**AIM OF THE EXERCISE:**
Omit every picture, and retype the lines that run from the beginning of the data below through the line containing "const [lineHeight, setLineHeight]", inclusive.

· · · ·

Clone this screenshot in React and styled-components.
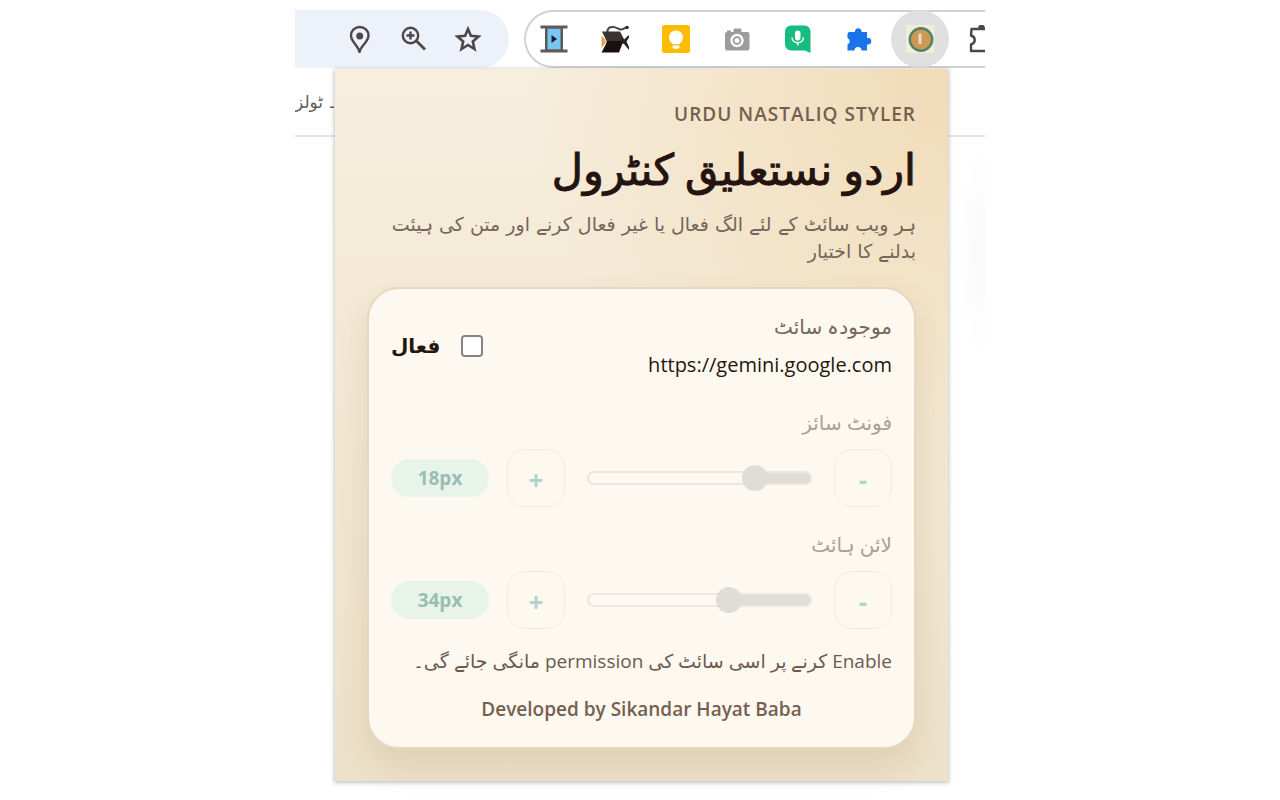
import { useState } from 'react';
import styled, { createGlobalStyle } from 'styled-components';

const EXTENSIONS = [
  { name: 'Video reel', icon: ReelIcon },
  { name: 'Black fish', icon: FishIcon },
  { name: 'Keep', icon: BulbIcon },
  { name: 'Screenshot', icon: CameraIcon },
  { name: 'Voice typing', icon: MicIcon },
  { name: 'Blue puzzle', icon: PuzzleIcon },
  { name: 'Urdu Nastaliq Styler', icon: StylerIcon, active: true },
  { name: 'Extensions', icon: ExtensionsIcon },
];

const App = () => {
  const [enabled, setEnabled] = useState(false);
  const [fontSize, setFontSize] = useState(18);
  const [lineHeight, setLineHeight] = useState(34);

  return (
    <Browser>
      <GlobalStyle />
      <Toolbar>
        <AddressEnd>
          <ToolButton aria-label="Location">
            <PinIcon />
          </ToolButton>
          <ToolButton aria-label="Zoom">
            <ZoomIcon />
          </ToolButton>
          <ToolButton aria-label="Bookmark">
            <StarIcon />
          </ToolButton>
        </AddressEnd>
        <ExtensionBar>
          {EXTENSIONS.map(({ name, icon: Icon, active }) => (
            <ExtensionButton key={name} aria-label={name} $active={active}>
              <Icon />
            </ExtensionButton>
          ))}
        </ExtensionBar>
      </Toolbar>
      <Viewport>
        <Page>
          <PageNav>۔ ٹولز</PageNav>
          <PageBody />
        </Page>
        <Popup dir="rtl" lang="ur">
          <header>
            <Eyebrow>URDU NASTALIQ STYLER</Eyebrow>
            <Title>اردو نستعلیق کنٹرول</Title>
            <Subtitle>
              ہر ویب سائٹ کے لئے الگ فعال یا غیر فعال کرنے اور متن کی ہیئت بدلنے
              کا اختیار
            </Subtitle>
          </header>
          <Card>
            <SiteRow>
              <div>
                <SiteLabel>موجودہ سائٹ</SiteLabel>
                <SiteUrl dir="ltr">https://gemini.google.com</SiteUrl>
              </div>
              <Toggle>
                <Checkbox
                  type="checkbox"
                  checked={enabled}
                  onChange={(e) => setEnabled(e.target.checked)}
                />
                <span>فعال</span>
              </Toggle>
            </SiteRow>
            <Control
              id="font-size"
              label="فونٹ سائز"
              min={12}
              max={40}
              value={fontSize}
              onChange={setFontSize}
              disabled={!enabled}
            />
            <Control
              id="line-height"
              label="لائن ہائٹ"
              min={20}
              max={60}
              value={lineHeight}
              onChange={setLineHeight}
              disabled={!enabled}
            />
            <Hint>Enable کرنے پر اسی سائٹ کی permission مانگی جائے گی۔</Hint>
            <Credit dir="ltr">Developed by Sikandar Hayat Baba</Credit>
          </Card>
        </Popup>
      </Viewport>
    </Browser>
  );
};

export default App;

const Control = ({ id, label, min, max, value, onChange, disabled }) => {
  const fill = ((value - min) / (max - min)) * 100;
  return (
    <ControlGroup $disabled={disabled}>
      <ControlLabel htmlFor={id}>{label}</ControlLabel>
      <ControlRow>
        <StepButton
          aria-label={`${label} -`}
          disabled={disabled}
          onClick={() => onChange(Math.max(min, value - 1))}
        >
          -
        </StepButton>
        <Range
          id={id}
          type="range"
          min={min}
          max={max}
          value={value}
          disabled={disabled}
          onChange={(e) => onChange(Number(e.target.value))}
          style={{ '--fill': `${fill}%` }}
        />
        <StepButton
          aria-label={`${label} +`}
          disabled={disabled}
          onClick={() => onChange(Math.min(max, value + 1))}
        >
          +
        </StepButton>
        <Value dir="ltr" htmlFor={id}>
          {value}px
        </Value>
      </ControlRow>
    </ControlGroup>
  );
};

function PinIcon() {
  return (
    <svg width="28" height="28" viewBox="0 0 28 28" fill="none">
      <path
        d="M13.500 27C12.500 21 5 17 5 10.500A8.700 8.500 0 0 1 22.500 10.500C22.500 17 14.500 21 13.500 27Z"
        stroke="#4d4749"
        strokeWidth="2.4"
        strokeLinejoin="round"
      />
      <circle cx="13.700" cy="11" r="3.500" fill="#4d4749" />
    </svg>
  );
}

function ZoomIcon() {
  return (
    <svg width="28" height="28" viewBox="0 0 28 28" fill="none" stroke="#4d4749">
      <circle cx="10.500" cy="10.500" r="7.700" strokeWidth="2.400" />
      <path d="M16 15.500L25 24.500" strokeWidth="2.800" />
      <path d="M10.500 6.500V14.500M6.500 10.500H14.500" strokeWidth="2.400" />
    </svg>
  );
}

function StarIcon() {
  return (
    <svg width="28" height="28" viewBox="0 0 28 28" fill="none">
      <path
        d="M14 4L16.900 10.800L24.500 11.500L18.800 16.400L20.500 24L14 20L7.500 24L9.200 16.400L3.500 11.500L11.100 10.800Z"
        stroke="#4d4749"
        strokeWidth="2.600"
      />
    </svg>
  );
}

function ReelIcon() {
  return (
    <svg width="28" height="28" viewBox="0 0 28 28">
      <path d="M5 2H23V26H5Z" fill="#5c5859" />
      <path d="M7.500 3.500H20.500V24.500H7.500Z" fill="#77c6f3" />
      <path d="M0.500 0.500H27.500V3.500H0.500ZM0.500 24.500H27.500V27.500H0.500Z" fill="#605a5b" />
      <path d="M11.500 10V18L17 14Z" fill="#211b1c" />
    </svg>
  );
}

function FishIcon() {
  return (
    <svg width="28" height="28" viewBox="0 0 28 28">
      <path
        d="M6.500 8C6 3 8.500 2 12 2C16 2 17 4.500 20 4.500C23 4.500 24 2 27 2.500"
        fill="none"
        stroke="#4a4243"
        strokeWidth="2"
      />
      <circle cx="26" cy="2.500" r="1.800" fill="#332c2e" />
      <path d="M1 6.500H19L23 14L21 17H6Z" fill="#3b3233" />
      <path d="M6 16H22.500L18 27.500H0.500L4.500 20Z" fill="#1b100f" />
      <path d="M20 13L23 14.500L28 10V12.500L25.500 16.500L28 22V25L23 19L20 18Z" fill="#2a2021" />
      <path d="M0.500 11C4 13 5 16 4.500 18L0.500 23Z" fill="#e3a14f" />
    </svg>
  );
}

function BulbIcon() {
  return (
    <svg width="28" height="28" viewBox="0 0 28 28">
      <rect width="28" height="28" rx="2.500" fill="#fcbb04" />
      <circle cx="14" cy="12.500" r="7" fill="#fff" />
      <path d="M10 16H18V19H10ZM10.500 20.500H17.500V22A3.500 2 0 0 1 10.500 22Z" fill="#fff" />
    </svg>
  );
}

function CameraIcon() {
  return (
    <svg width="28" height="28" viewBox="0 0 28 28">
      <path
        d="M4 7V5.500H8V7H10.500V5A1.500 1.500 0 0 1 12 3.500H17A1.500 1.500 0 0 1 18.500 5V7H24.500A2 2 0 0 1 26.500 9V23.500A2 2 0 0 1 24.500 25.500H4A2 2 0 0 1 2 23.500V9A2 2 0 0 1 4 7Z"
        fill="#9c9c9c"
      />
      <circle cx="14" cy="15.500" r="5.500" fill="#999" stroke="#fff" strokeWidth="2.400" />
      <circle cx="14" cy="15.500" r="2.500" fill="#fff" />
    </svg>
  );
}

function MicIcon() {
  return (
    <svg width="28" height="28" viewBox="0 0 28 28">
      <path
        d="M7 0.500H20A6 6 0 0 1 26.500 7V28L21 25.500H7A6 6 0 0 1 1 19.500V6.500A6 6 0 0 1 7 0.500Z"
        fill="#17bd80"
      />
      <rect x="11" y="5.500" width="5.500" height="10" rx="2.700" fill="#fff" />
      <path
        d="M8 12.500C8.500 19.500 19 19.500 19.500 12.500M13.700 17.500V20.500"
        fill="none"
        stroke="#fff"
        strokeWidth="1.500"
      />
    </svg>
  );
}

function PuzzleIcon() {
  return (
    <svg width="28" height="28" viewBox="0 0 28 28">
      <path
        d="M4.500 7H10V6A3.300 3.300 0 0 1 16.500 6V7H22V13H23A3 3 0 0 1 23 19.500H22V25.500H16.500A3.500 3.500 0 0 0 9.500 25.500H2.500V19.500A3.500 3.500 0 0 0 2.500 13V9A2 2 0 0 1 4.500 7Z"
        fill="#1a73e8"
      />
    </svg>
  );
}

function StylerIcon() {
  return (
    <svg width="28" height="28" viewBox="0 0 28 28">
      <rect width="28" height="28" fill="#f3ebdc" />
      <circle cx="15" cy="14.500" r="11.200" fill="#cc9853" stroke="#4e8463" strokeWidth="2.400" />
      <path d="M12.500 8.500H15.500V19H12.500Z" fill="#eadcc1" />
    </svg>
  );
}

function ExtensionsIcon() {
  return (
    <svg width="28" height="28" viewBox="0 0 28 28" fill="none">
      <path
        d="M4.500 4H24V26H4V19.500C9 18 9 12 4 10.500Z"
        stroke="#4d4749"
        strokeWidth="2.400"
        strokeLinejoin="round"
      />
      <path d="M11 4A3.500 4.500 0 0 1 18 4Z" fill="#4d4749" />
    </svg>
  );
}

const GlobalStyle = createGlobalStyle`
  * {
    box-sizing: border-box;
  }
  body {
    margin: 0;
    background-color: #fff;
    color: #24160f;
    font-family: 'Open Sans', 'DejaVu Sans', sans-serif;
  }
  button, input {
    font-family: inherit;
  }
`;

const Browser = styled.div`
  width: 100%;
  max-width: 690px;
  margin: 0 auto;
  padding-top: 10px;
  overflow: hidden;
`;

const Toolbar = styled.div`
  display: flex;
  gap: 15px;
  height: 58px;
`;

const AddressEnd = styled.div`
  flex: none;
  width: 214px;
  display: flex;
  justify-content: flex-end;
  align-items: center;
  padding-right: 14px;
  background-color: #edf1fa;
  border-radius: 0 29px 29px 0;
`;

const ToolButton = styled.button`
  width: 54px;
  height: 54px;
  display: grid;
  place-items: center;
  padding: 0;
  border: none;
  background: none;
`;

const ExtensionBar = styled.div`
  flex: none;
  display: flex;
  gap: 3px;
  padding-left: 1px;
  border-radius: 29px 0 0 29px;
  box-shadow: inset 0 0 0 2px #d1d1d1;
`;

const ExtensionButton = styled.button`
  width: 58px;
  height: 58px;
  display: grid;
  place-items: center;
  padding: 0;
  border: none;
  border-radius: 50%;
  background-color: ${(props) => (props.$active ? '#e0e0e0' : 'transparent')};
`;

/* the popup is stacked on the page in one grid cell */
const Viewport = styled.div`
  display: grid;
  grid-template-columns: 100%;
  padding-bottom: 20px;

  & > * {
    grid-area: 1 / 1;
  }
`;

const Page = styled.div`
  display: flex;
  flex-direction: column;
`;

const PageNav = styled.div`
  display: flex;
  align-items: center;
  height: 69px;
  border-bottom: 2px solid #e4e6e6;
  color: #5d5d60;
  font-size: 17px;
  white-space: nowrap;
`;

const PageBody = styled.div`
  flex: 1;
  background: radial-gradient(
    ellipse 28px 110px at 100% 115px,
    #f7f8f9,
    #ffffff
  );
`;

const Popup = styled.main`
  margin: 1px 37px 0 40px;
  padding: 32px;
  background: radial-gradient(
      circle at top right,
      rgba(240, 217, 179, 0.9),
      rgba(240, 217, 179, 0) 45%
    ),
    linear-gradient(180deg, #f7eedd, #ede1c9);
  box-shadow: 0 1px 4px 1px rgba(60, 64, 67, 0.3);
`;

const Eyebrow = styled.p`
  margin: 0;
  color: #75604f;
  font-size: 19px;
  line-height: 26px;
  font-weight: 600;
  letter-spacing: 1px;
`;

const Title = styled.h1`
  margin: 12px 0;
  color: #24130f;
  font-size: 43px;
  line-height: 60px;
  font-weight: 400;
  -webkit-text-stroke: 1px #24130f;
`;

const Subtitle = styled.p`
  margin: 0;
  color: #75655a;
  font-family: 'DejaVu Sans', sans-serif;
  font-size: 19px;
  line-height: 27px;
`;

const Card = styled.section`
  margin-top: 22px;
  padding: 22px;
  background-color: #fef9f0;
  border: 2px solid #e7d8bd;
  border-radius: 32px;
  box-shadow: 0 16px 32px rgba(130, 90, 40, 0.14);
`;

const SiteRow = styled.div`
  display: flex;
  justify-content: space-between;
  align-items: center;
`;

const SiteLabel = styled.div`
  color: #75655a;
  font-size: 20px;
  line-height: 32px;
`;

const SiteUrl = styled.div`
  margin-top: 6px;
  font-size: 20px;
  line-height: 32px;
`;

const Toggle = styled.label`
  display: flex;
  align-items: center;
  gap: 21px;
  font-size: 20px;
  line-height: 32px;
  font-weight: 600;
`;

const Checkbox = styled.input`
  appearance: none;
  width: 22px;
  height: 22px;
  margin: 0;
  border: 2px solid #85828a;
  border-radius: 4px;
  background-color: #fff;

  &:checked {
    border-color: #1b7a77;
    background-color: #1b7a77;
  }
`;

const ControlGroup = styled.div`
  margin-top: 26px;
  opacity: ${(props) => (props.$disabled ? 0.6 : 1)};

  & + & {
    margin-top: 22px;
  }
`;

const ControlLabel = styled.label`
  display: block;
  margin-bottom: 10px;
  color: #75655a;
  font-size: 20px;
  line-height: 32px;
`;

const ControlRow = styled.div`
  display: grid;
  grid-template-columns: 58px 1fr 58px 98px;
  align-items: center;
  gap: 18px;
`;

const StepButton = styled.button`
  height: 58px;
  padding: 4px 0 0;
  border: 1px solid #efe4cb;
  border-radius: 18px;
  background-color: #fffaee;
  color: #1b7a77;
  font-size: 26px;
  line-height: 32px;
  font-weight: 700;

  &:disabled {
    color: #80b9b9;
  }
`;

const Range = styled.input`
  appearance: none;
  width: auto;
  min-width: 0;
  height: 26px;
  margin: 0 4px;
  background: none;

  &::-webkit-slider-runnable-track {
    height: 14px;
    border: 2px solid #dddad4;
    border-radius: 7px;
    background: linear-gradient(
      to left,
      #cbcbc9 var(--fill),
      #fdf8f1 var(--fill)
    );
  }

  &::-webkit-slider-thumb {
    appearance: none;
    width: 26px;
    height: 26px;
    margin-top: -8px;
    border-radius: 50%;
    background-color: #cbcbc9;
  }
`;

const Value = styled.output`
  padding: 3px 0;
  border-radius: 20px;
  background-color: #daf0e7;
  color: #57958c;
  font-size: 19px;
  line-height: 32px;
  font-weight: 700;
  text-align: center;
`;

const Hint = styled.p`
  margin: 16px 0 0;
  color: #6c5a4e;
  font-size: 19px;
  line-height: 32px;
`;

const Credit = styled.p`
  margin: 16px 0 0;
  color: #75604f;
  font-size: 19px;
  line-height: 32px;
  font-weight: 600;
  text-align: center;
`;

· · · ·

**ANSWER:**
Clone this screenshot in React and styled-components.
import { useState } from 'react';
import styled, { createGlobalStyle } from 'styled-components';

const EXTENSIONS = [
  { name: 'Video reel', icon: ReelIcon },
  { name: 'Black fish', icon: FishIcon },
  { name: 'Keep', icon: BulbIcon },
  { name: 'Screenshot', icon: CameraIcon },
  { name: 'Voice typing', icon: MicIcon },
  { name: 'Blue puzzle', icon: PuzzleIcon },
  { name: 'Urdu Nastaliq Styler', icon: StylerIcon, active: true },
  { name: 'Extensions', icon: ExtensionsIcon },
];

const App = () => {
  const [enabled, setEnabled] = useState(false);
  const [fontSize, setFontSize] = useState(18);
  const [lineHeight, setLineHeight] = useState(34);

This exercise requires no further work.